Is all of that worth it the stamp duty / higher fees? For me no, but I can see the appeal, and the Swiss in general don’t always go for the “cheapest” like e.g, people from Germany or the rest of Europe that are all over the hip trading apps.
 
@mythicangel516 Your second and third point (in a way) are currently my concern.

I have my investments with a US broker. I am slightly concerned that the broker could at some point play some curved ball and apply some weird logic that can freeze my money, and it would be a mess to fight.

I had in the past a US credit card canceled because their dumb identity verification over the phone asked me what county I live in and I had no idea (lived in the US for less than a year). There was no way to make them change their mind. Even talking to an agent they would just reply with boiler plate sentences. Imagine if you end up in such a nightmare with your investments.
 
@smta276603 If you have your money with a US Broker and you try to get a mortgage or want to do an investment at a swiss bank, you need to declare it that you have money in the us. They will not do business with you or you need to fill out a lot of paperwork
 
@mythicangel516
Starting off with 100k investment guarantee scheme as compared to 20k, in the case of negligence / fraud by the broker, if it goes under

Where do you get 20k from? Ibkr for swiss investors is UK based, so covered by the £85k by FCA.

ETA and how are the US authorities seizing your assets from a UK entity?
 
@mythicangel516 IB has a residence in CH - so they dont auto report your holdings to authorities. We still have no auto reporting within Switzerland between authorities and banks/brokers. IB falls also under that.

If your scc is with IB in the US - then yeah, they d report it to swiss authorities and you d be screwed.
 
@ducmessi3792
  1. Activity report for the year has all the info you need.
Update I can generate a whole bumch of reports om the fly but for taxes I use the activity report.

Interactive brokers also has Portfolio analyst included which gives you nice stats about your portfolio.

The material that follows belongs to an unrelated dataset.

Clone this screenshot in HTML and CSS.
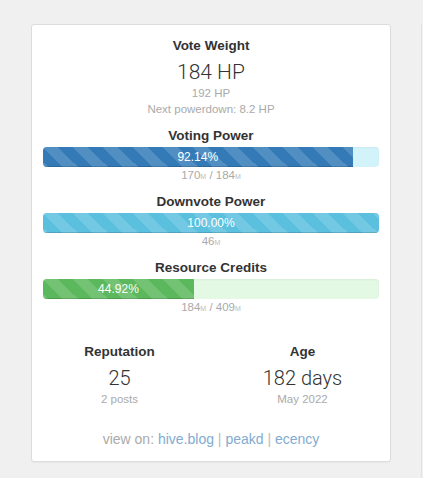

I dont get why id pay for a bank to let me get a report of what stocks I have and how much div I got. Seems so simple to do
 
@benferr2136 I don‘t know how european brokers handle this but with Swiss brokers you can register shares in your name. This is relevant if you want to make use of your sharing rights. Some companies also give out small presents to their Shareholders. Another thing is that Corporate Actions like Capital Increase run pretty smooth typically.
 
@benferr2136 Saxo Bank offers really good conditions nowadays. 0.22% yearly fee and a trade starts at 1 USD for American stocks and ETF and 3 CHF for Swiss stocks and ETF.
I think this offer is good enough to rather have your assets in CH than somewhere else.
 
@nicokk Because of MIFID II and its requirement that ordinary investors only be allowed by brokers to invest in investments that have MIFID-compliant KIIDs. US ETFs don't bother to make these, since it's extra cost and the big funds have separate EU-targeted funds that already have KIIDs (and also higher TERs :( ). Switzerland was obliged to implement this paternalistic regulation, but luckily our implementation is a lot weaker than the EU countries'.